Digital billboards play by different rules than printed vinyl. The canvas is the same size, but LED screens are brighter, the regulations are stricter, and the file you hand the vendor looks nothing like a print-ready PDF. A design that works perfectly on a static board can underperform — or get rejected outright — on a digital one. Here’s what changes.

Build a static frame, not a video

Most U.S. digital billboard networks — Lamar, Clear Channel Outdoor, Outfront — prohibit full-motion video, flashing elements, scrolling text, and animated transitions on roadside boards. Federal and state DOT rules treat movement as a driver-distraction hazard. Your deliverable is a static image (JPG or PNG) sized to the exact pixel dimensions of the board. Motion is generally allowed on in-stadium screens, transit, and some urban spectaculars — but assume static unless your vendor confirms otherwise.

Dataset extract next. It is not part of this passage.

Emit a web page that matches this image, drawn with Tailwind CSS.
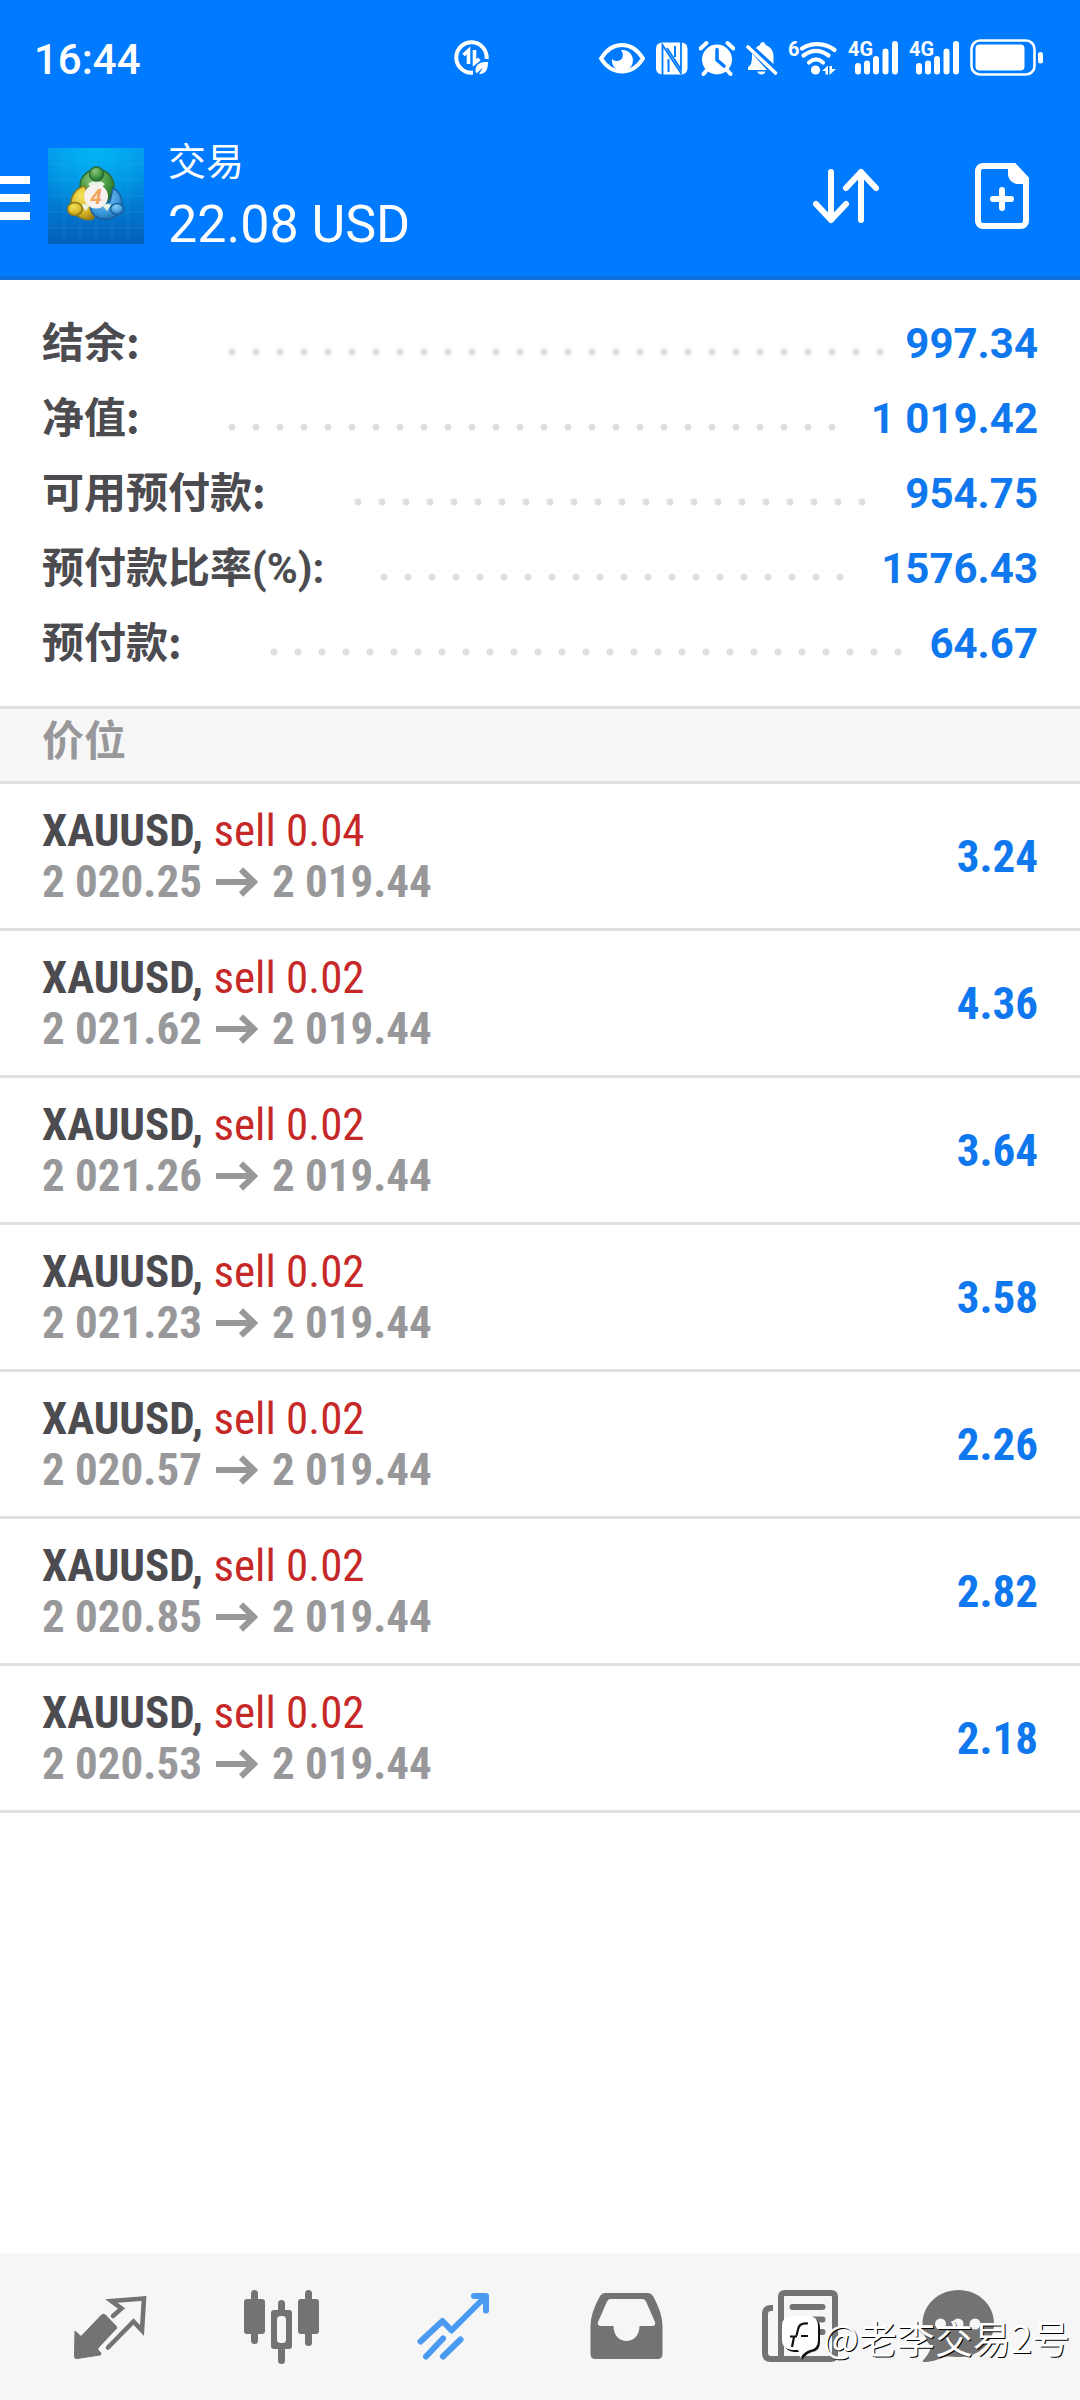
<!DOCTYPE html>
<html lang="zh-CN">
<head>
<meta charset="utf-8">
<meta name="viewport" content="width=device-width, initial-scale=1">
<title>交易</title>
<script src="https://cdn.jsdelivr.net/npm/@tailwindcss/browser@4"></script>
</head>
<body class="relative flex min-h-screen flex-col bg-white font-['Roboto','Noto_Sans_CJK_SC',sans-serif] text-[#4b4b50]">

<header class="border-b-4 border-[#0f6fdc] bg-[#007aff] text-white">
  <!-- Status bar -->
  <div class="grid h-[116px] grid-cols-[43.5%_10%_1fr] items-center pr-9">
    <span class="pt-1 pl-[34px] text-[42px] leading-none font-medium">16:44</span>
    <svg class="h-9 w-9" viewBox="0 0 36 36" fill="none" stroke="#fff" aria-hidden="true">
      <path d="M32.6 19A15.2 15.2 0 1 0 19 32.6" stroke-width="4"/>
      <path d="M9.500 15l5-4.500V24M20.500 10v13l5-4" stroke-width="3.600"/>
      <path d="M34 22c-7-.5-12.500 2-12.500 8 0 1 .3 2.300.8 3.500l6.700-6-4 6.500c7 .5 9-5 9-12z" fill="#fff" stroke="none"/>
    </svg>
    <div class="flex justify-end gap-[11px]">
      <svg class="h-11 w-[46px]" viewBox="0 0 46 44" aria-hidden="true">
        <path d="M2 22.500C8 13 15 9 23 9s15 4 21 13.500C38 32 31 35.500 23 35.500S8 32 2 22.500z" fill="none" stroke="#fff" stroke-width="4" stroke-linejoin="round"/>
        <path d="M22 14a10.500 10.500 0 1 1-9 9c3 3 8 2.500 10-.5 1.500-2.800 1-6-1-8.500z" fill="#fff"/>
      </svg>
      <svg class="h-11 w-8" viewBox="0 0 32 44" aria-hidden="true">
        <rect x="0" y="6.500" width="31.500" height="32" rx="6" fill="#fff"/>
        <path d="M6.500 39V9l19 29M25 6v27.500L11 12" fill="none" stroke="#007aff" stroke-width="1.800"/>
        <path d="M12.500 23v13M19 10v11" fill="none" stroke="#007aff" stroke-width="2"/>
      </svg>
      <svg class="h-11 w-9" viewBox="0 0 36 44" aria-hidden="true">
        <circle cx="18" cy="23.500" r="15" fill="#fff"/>
        <path d="M1.500 12.500l6-5.500M34.500 12.500l-6-5.500M8 34l-3.500 4M28 34l3.500 4" stroke="#fff" stroke-width="4" stroke-linecap="round"/>
        <path d="M18 13.500V24l7 6" fill="none" stroke="#007aff" stroke-width="3.500" stroke-linecap="round"/>
      </svg>
      <svg class="h-11 w-8" viewBox="0 0 32 44" aria-hidden="true">
        <path d="M6 17.500L21 34H2v-2.500l3-3.500c1-3 1-7 1-10.500zM10 12c1-1.500 2.500-2.500 4-3 .5-4 5-4 5.500 0 5 1.500 8 6 8 11v8zM11.500 35.500h8c-.5 4-7.500 4-8 0z" fill="#fff"/>
        <path d="M2 11l27.500 26" stroke="#fff" stroke-width="3.600" stroke-linecap="round"/>
      </svg>
      <svg class="h-11 w-12 overflow-visible" viewBox="0 0 48 44" fill="none" stroke="#fff" stroke-width="4.200" stroke-linecap="round" aria-hidden="true">
        <text x="-1" y="19.500" fill="#fff" stroke="none" class="text-[20px] font-bold">6</text>
        <path d="M13 12.500c9-6 23-6 32.500 1.500M14.500 19.500c8-6 17-6 25 0M20 26.500c4.500-4 9.500-4 14 0"/>
        <circle cx="26.500" cy="34" r="4.600" fill="#fff" stroke="none"/>
        <path d="M33 35l6-5.500v9h-2.500V35zM40.500 30h2.500v3h4l-6.500 6z" fill="#fff" stroke="none"/>
      </svg>
      <svg class="h-11 w-[50px]" viewBox="0 0 50 44" aria-hidden="true">
        <text x="0" y="20" fill="#fff" class="text-[20px] font-bold">4G</text>
        <path d="M10 30v5.500M19 27.500v8M28 23v12.500M37.500 15.500v20M47 8v27.500" stroke="#fff" stroke-width="6" stroke-linecap="round"/>
      </svg>
      <svg class="h-11 w-[50px]" viewBox="0 0 50 44" aria-hidden="true">
        <text x="0" y="20" fill="#fff" class="text-[20px] font-bold">4G</text>
        <path d="M10 30v5.500M19 27.500v8M28 23v12.500M37.500 15.500v20M47 8v27.500" stroke="#fff" stroke-width="6" stroke-linecap="round"/>
      </svg>
      <svg class="h-11 w-[74px]" viewBox="0 0 74 44" aria-hidden="true">
        <rect x="1.500" y="4.500" width="63" height="34" rx="8.500" fill="none" stroke="#fff" stroke-width="2.600"/>
        <rect x="5.500" y="8.500" width="49" height="26" rx="4" fill="#fff"/>
        <rect x="68" y="16" width="5" height="11.500" rx="2.500" fill="#fff"/>
      </svg>
    </div>
  </div>

  <!-- App bar -->
  <div class="flex h-[160px] items-center pr-[51px]">
    <button type="button" aria-label="菜单" class="flex w-12 flex-col gap-[10px] pt-1">
      <span class="h-2 w-[30px] bg-white"></span>
      <span class="h-2 w-[30px] bg-white"></span>
      <span class="h-2 w-[30px] bg-white"></span>
    </button>
    <svg class="h-24 w-24" viewBox="0 0 96 96" role="img" aria-label="MetaTrader 4">
      <defs>
        <linearGradient id="sky" x1="0" y1="0" x2="0" y2="1"><stop offset="0" stop-color="#0597e8"/><stop offset=".5" stop-color="#0080d6"/><stop offset="1" stop-color="#0560b8"/></linearGradient>
        <radialGradient id="glow" cx=".5" cy="0" r=".7"><stop offset="0" stop-color="#00b4f5"/><stop offset="1" stop-color="#00b4f5" stop-opacity="0"/></radialGradient>
        <radialGradient id="green" cx=".4" cy=".3" r=".8"><stop offset="0" stop-color="#8cc878"/><stop offset=".6" stop-color="#3f9440"/><stop offset="1" stop-color="#1d6428"/></radialGradient>
        <radialGradient id="yellow" cx=".4" cy=".3" r=".8"><stop offset="0" stop-color="#f3e35a"/><stop offset=".6" stop-color="#dcb827"/><stop offset="1" stop-color="#9a7b14"/></radialGradient>
        <radialGradient id="blue" cx=".4" cy=".3" r=".8"><stop offset="0" stop-color="#8dcdf4"/><stop offset=".6" stop-color="#3f9bdc"/><stop offset="1" stop-color="#1664ab"/></radialGradient>
      </defs>
      <path fill="url(#sky)" d="M0 0h96v96H0z"/>
      <path fill="url(#glow)" d="M0 0h96v96H0z"/>
      <path d="M16 0v96M32 0v96M48 0v96M64 0v96M80 0v96M0 16h96M0 32h96M0 48h96M0 64h96M0 80h96" stroke="#5cc4ff" stroke-opacity=".15"/>
      <g stroke-width="1.500">
        <path d="M32 39a17 17 0 1 1 33 5l-6 10-20-13-7 1z" fill="url(#green)" stroke="#2b6b35"/>
        <path d="M37 38a17 17 0 1 0 8 33l3-6-9-19z" fill="url(#yellow)" stroke="#8d7a1c"/>
        <path d="M65 40c12 7 12 24-1 30-12 4-21-2-22-12l20-4z" fill="url(#blue)" stroke="#1c5f9c"/>
        <path d="M40 36c4-4 13-4 17 0l-4 4H44zM33 57c3-2 6-1 8 1l-3 5zM63 57c-3-2-6-1-8 1l4 5z" fill="#e8f4e4" stroke="none"/>
        <circle cx="48.500" cy="26" r="7" fill="url(#green)" stroke="#2b6b35"/>
        <ellipse cx="27" cy="61" rx="7.500" ry="6.500" fill="url(#yellow)" stroke="#8d7a1c"/>
        <ellipse cx="69" cy="61" rx="6.500" ry="5.500" fill="url(#blue)" stroke="#1c5f9c"/>
      </g>
      <circle cx="48" cy="48.500" r="12" fill="#f6f1ee"/>
      <text x="48" y="56" text-anchor="middle" fill="#f2a35a" class="text-[21px] font-bold italic">4</text>
    </svg>
    <div class="ml-6 flex-1 pt-[3px]">
      <h1 class="text-[38px] leading-[52px]">交易</h1>
      <p class="pt-[3px] text-[52px] leading-[68px]">22.08 USD</p>
    </div>
    <button type="button" aria-label="排序">
      <svg class="h-[66px] w-[66px]" viewBox="0 0 66 66" fill="none" stroke="#fff" stroke-width="6" stroke-linecap="round" stroke-linejoin="round">
        <path d="M18 9v48M3 41l15 16 15-16M48 57V9M33 25L48 9l15 16"/>
      </svg>
    </button>
    <button type="button" aria-label="新订单" class="ml-24">
      <svg class="h-[66px] w-[54px]" viewBox="0 0 54 66" fill="none" stroke="#fff" stroke-width="6" stroke-linecap="round">
        <path d="M8 3h31l12 13v42a5 5 0 0 1-5 5H8a5 5 0 0 1-5-5V8a5 5 0 0 1 5-5z"/>
        <path d="M33 3h8l11 12v6H42c-6-1-9-6-9-10z" fill="#fff" stroke="none"/>
        <path d="M27 27v18M18 36h18"/>
      </svg>
    </button>
  </div>
</header>

<main class="flex-1">
  <!-- Account summary -->
  <dl class="pt-[22px] pb-[29px] text-[42px] leading-[75px] font-bold">
    <div class="flex h-[75px] items-baseline px-[42px]">
      <dt class="mr-20 font-['Noto_Sans_CJK_SC',sans-serif]">结余:</dt>
      <dd class="mr-3 h-2 flex-1 self-center pt-4" aria-hidden="true"><div class="h-2 w-[round(down,100%,24px)] bg-[radial-gradient(circle,#dfdfdf_3px,transparent_4px)] bg-[length:24px_8px]"></div></dd>
      <dd class="text-[#0f78ee]">997.34</dd>
    </div>
    <div class="flex h-[75px] items-baseline px-[42px]">
      <dt class="mr-20 font-['Noto_Sans_CJK_SC',sans-serif]">净值:</dt>
      <dd class="mr-3 h-2 flex-1 self-center pt-4" aria-hidden="true"><div class="h-2 w-[round(down,100%,24px)] bg-[radial-gradient(circle,#dfdfdf_3px,transparent_4px)] bg-[length:24px_8px]"></div></dd>
      <dd class="text-[#0f78ee]">1 019.42</dd>
    </div>
    <div class="flex h-[75px] items-baseline px-[42px]">
      <dt class="mr-20 font-['Noto_Sans_CJK_SC',sans-serif]">可用预付款:</dt>
      <dd class="mr-3 h-2 flex-1 self-center pt-4" aria-hidden="true"><div class="h-2 w-[round(down,100%,24px)] bg-[radial-gradient(circle,#dfdfdf_3px,transparent_4px)] bg-[length:24px_8px]"></div></dd>
      <dd class="text-[#0f78ee]">954.75</dd>
    </div>
    <div class="flex h-[75px] items-baseline px-[42px]">
      <dt class="mr-12 font-['Noto_Sans_CJK_SC',sans-serif]">预付款比率<span class="font-['Roboto',sans-serif] leading-none">(%):</span></dt>
      <dd class="mr-3 h-2 flex-1 self-center pt-4" aria-hidden="true"><div class="h-2 w-[round(down,100%,24px)] bg-[radial-gradient(circle,#dfdfdf_3px,transparent_4px)] bg-[length:24px_8px]"></div></dd>
      <dd class="text-[#0f78ee]">1576.43</dd>
    </div>
    <div class="flex h-[75px] items-baseline px-[42px]">
      <dt class="mr-20 font-['Noto_Sans_CJK_SC',sans-serif]">预付款:</dt>
      <dd class="mr-3 h-2 flex-1 self-center pt-4" aria-hidden="true"><div class="h-2 w-[round(down,100%,24px)] bg-[radial-gradient(circle,#dfdfdf_3px,transparent_4px)] bg-[length:24px_8px]"></div></dd>
      <dd class="text-[#0f78ee]">64.67</dd>
    </div>
  </dl>

  <h2 class="h-[78px] border-y-3 border-[#e1e1e1] bg-[#f7f7f7] px-[42px] text-[42px] leading-[66px] font-bold text-[#98989a]">价位</h2>

  <!-- Open positions -->
  <table class="w-full border-separate border-spacing-0 font-['Roboto_Condensed','Liberation_Sans_Narrow',sans-serif] text-[45px] leading-[51px] font-bold">
    <tbody id="positions"></tbody>
  </table>
</main>

<nav class="grid h-[147px] grid-cols-[172fr_172fr_172fr_172fr_172fr_148fr] items-center justify-items-center bg-[#f6f6f6] pr-12 pl-6 text-[#737373]">
  <a href="#quotes" aria-label="行情">
    <svg class="h-[76px] w-[76px]" viewBox="0 0 76 76">
      <path d="M3 42l6 5.500L29.500 26q2-1.500 4 0L44 37q1.500 1.500 0 3L26.500 58.500q-1.500 1.500 0 3L29 64q.5 1.500-1 2L5 69.500Q2.500 70 2.500 67z" fill="currentColor" stroke="currentColor" stroke-linejoin="round"/>
      <path d="M41 27l8.500-7.500L39.500 12 72 9.500l-2 32-8.500-9L36 58.500" fill="none" stroke="currentColor" stroke-width="4.600" stroke-linecap="round"/>
    </svg>
  </a>
  <a href="#charts" aria-label="图表">
    <svg class="h-[76px] w-[76px]" viewBox="0 0 76 76" fill="currentColor">
      <rect x="7" y="1" width="7" height="54" rx="3.500"/><rect x="0" y="10" width="21" height="35" rx="3"/>
      <rect x="34" y="11" width="7" height="64" rx="3.500"/><path d="M30 21h15a3 3 0 0 1 3 3v33a3 3 0 0 1-3 3H30a3 3 0 0 1-3-3V24a3 3 0 0 1 3-3z"/>
      <rect x="33" y="27" width="9" height="27" rx="3.500" fill="#f6f6f6"/>
      <rect x="61" y="1" width="7" height="56" rx="3.500"/><rect x="54" y="10" width="21" height="35" rx="3"/>
    </svg>
  </a>
  <a href="#trade" aria-label="交易" aria-current="page" class="text-[#4a9af2]">
    <svg class="h-[76px] w-[76px]" viewBox="0 0 76 76" fill="none" stroke="currentColor" stroke-width="6" stroke-linecap="round" stroke-linejoin="round">
      <path d="M4.500 52.500L26.500 32l9 9.500L69 8M58 7h12v14.500M10 67.500l17-18M27 67.500L44.500 50.500"/>
    </svg>
  </a>
  <a href="#history" aria-label="历史">
    <svg class="h-[76px] w-[76px]" viewBox="0 0 76 76">
      <path fill="currentColor" fill-rule="evenodd" d="M17 4h43q3 0 5 3 9.500 17 9.500 30v28q0 5-5 5h-62q-5 0-5-5V37q0-13 9.500-30 2-3 5-3zM22 10q-2 0-3 2.500L10 33q-1 4 3 4h12.500c0 20 26 20 26 0H64q4 0 3-4l-9-20.500Q57 10 55 10z"/>
    </svg>
  </a>
  <a href="#news" aria-label="新闻">
    <svg class="h-[76px] w-[76px] overflow-visible" viewBox="0 0 76 76" fill="none" stroke="currentColor" stroke-width="6">
      <path d="M13 19h-2q-6 0-6 6v39q0 6 6 6h60q4 0 4-4"/>
      <path d="M21 70V8q0-4 4-4h46q4 0 4 4v62"/>
      <path d="M32.500 18h30M32.500 30.500h9M53.500 30.500h9M32.500 43h9M53.500 43h9" stroke-linecap="round"/>
    </svg>
  </a>
  <a href="#chat" aria-label="聊天">
    <svg class="h-[76px] w-[76px]" viewBox="0 0 76 76">
      <path fill="currentColor" d="M38.500 1C58 1 74 15.500 74 34.500S59 68 40 68c-8 0-12-1-15 0C17 71 10 73 4 73q-2 0-1-1.500C7 67 10.500 62 11 57 5 51 2.500 43 2.500 35 2.500 15.500 19 1 38.500 1z"/>
      <g fill="#f6f6f6"><circle cx="20.500" cy="35" r="5.500"/><circle cx="38" cy="35" r="5.500"/><circle cx="55" cy="35" r="5.500"/></g>
    </svg>
  </a>
</nav>

<!-- Author mark over the bottom bar -->
<div class="pointer-events-none absolute right-[10px] bottom-[38px] flex items-center gap-1 text-white">
  <svg class="h-11 w-[38px] overflow-visible" viewBox="0 0 38 44" aria-hidden="true">
    <path d="M13 3h16q10 0 10 10v14q0 9-8 10-5 1-10 8 0-5-2-8-16 1-16-10V13Q3 3 13 3z" fill="#111"/>
    <path d="M11 1h16q10 0 10 10v14q0 9-8 10-5 1-10 8 0-5-2-8-16 1-16-10V11Q1 1 11 1z" fill="#fff"/>
    <path d="M27 8.500q-9-1-10 6l-1.500 6M9 21.500h7M20 21h7M13 22l-2 10" fill="none" stroke="#111" stroke-width="2.200"/>
  </svg>
  <span class="font-['Noto_Sans_CJK_SC',sans-serif] text-[38px] leading-[50px] font-normal text-shadow-[1px_1px_0_#000]">@老李交易2号</span>
</div>

<script>
  const positions = [
    ['0.04', '2 020.25', '3.24'],
    ['0.02', '2 021.62', '4.36'],
    ['0.02', '2 021.26', '3.64'],
    ['0.02', '2 021.23', '3.58'],
    ['0.02', '2 020.57', '2.26'],
    ['0.02', '2 020.85', '2.82'],
    ['0.02', '2 020.53', '2.18'],
  ];
  document.getElementById('positions').innerHTML = positions.map(([lots, open, profit]) => `
    <tr class="h-[147px]">
      <td class="border-b-3 border-[#e1e1e1] pl-[42px]">
        <div>XAUUSD, <span class="font-normal text-[#c62828]">sell ${lots}</span></div>
        <div class="flex items-center gap-[14px] text-[#98989a]">
          ${open}
          <svg class="h-[30px] w-[42px]" viewBox="0 0 42 30" fill="none" stroke="currentColor" stroke-width="6" role="img" aria-label="至"><path d="M0 15h38M25 2.500L38 15 25 27.500"/></svg>
          2 019.44
        </div>
      </td>
      <td class="border-b-3 border-[#e1e1e1] pr-[42px] text-right text-[#0f78ee]">${profit}</td>
    </tr>`).join('');
</script>
</body>
</html>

Design for an 8-second slot

The industry standard rotation gives each advertiser an 8-second display window, looping every 48 to 64 seconds depending on how many advertisers share the board. You have those 8 seconds to land the message — no sequencing, no slow reveals, no second chances. If your creative needs more than one frame to make sense, it’s the wrong creative for digital.

Submit in RGB, not CMYK

Digital billboards are LED panels, which render color in RGB. Submitting a CMYK file (the print default) forces the vendor to convert it, and the conversion shifts colors every time — reds dull, blues muddy, brand colors drift off-spec. Build the file in RGB from the start and pull hex values directly from your brand guide.

Push contrast harder than feels necessary

LED screens hit 5,000 nits or more in daylight and dim to 300 to 500 nits at night. That brightness is great for visibility, but it flattens subtle color differences. A pale gray subtitle that reads fine on print can disappear entirely on an LED panel at noon. Push your contrast one step past what looks balanced on your monitor, especially for secondary text and logos.

Match the board’s native resolution

Not all digital boards are the same pixel density. A typical 14×48-foot highway digital runs around 400×1400 pixels — which sounds low, but at 300 feet of viewing distance, it’s more than enough. Smaller urban and transit screens can be denser. Your vendor will give you exact pixel dimensions and a file-size cap; submit at native resolution to avoid scaling artifacts. Use vector files for source design, but deliver a raster file at the board’s exact size.

Build extra time into the approval window

A printed vinyl board gets installed once and runs four weeks. A digital board rotates creative on a schedule shared with other advertisers, which means vendors review files more carefully and queue them into the loop. Most networks require submission 5 to 7 business days before flight start. Build that into your timeline — late files don’t run.

Common Billboard Design Mistakes

The ten practices above are what to do right. These are the mistakes we see even seasoned marketers make — not in the design file, but in the decisions around it.

Picking the wrong location for the message. A great design on the wrong board is wasted spend. A luxury brand on a budget rural route, a B2B SaaS pitch on a suburban commuter highway, a Spanish-language CTA in a market with no Spanish-speaking audience — the design isn’t the problem, the placement is. Always start from where your audience actually drives, not from which boards are available.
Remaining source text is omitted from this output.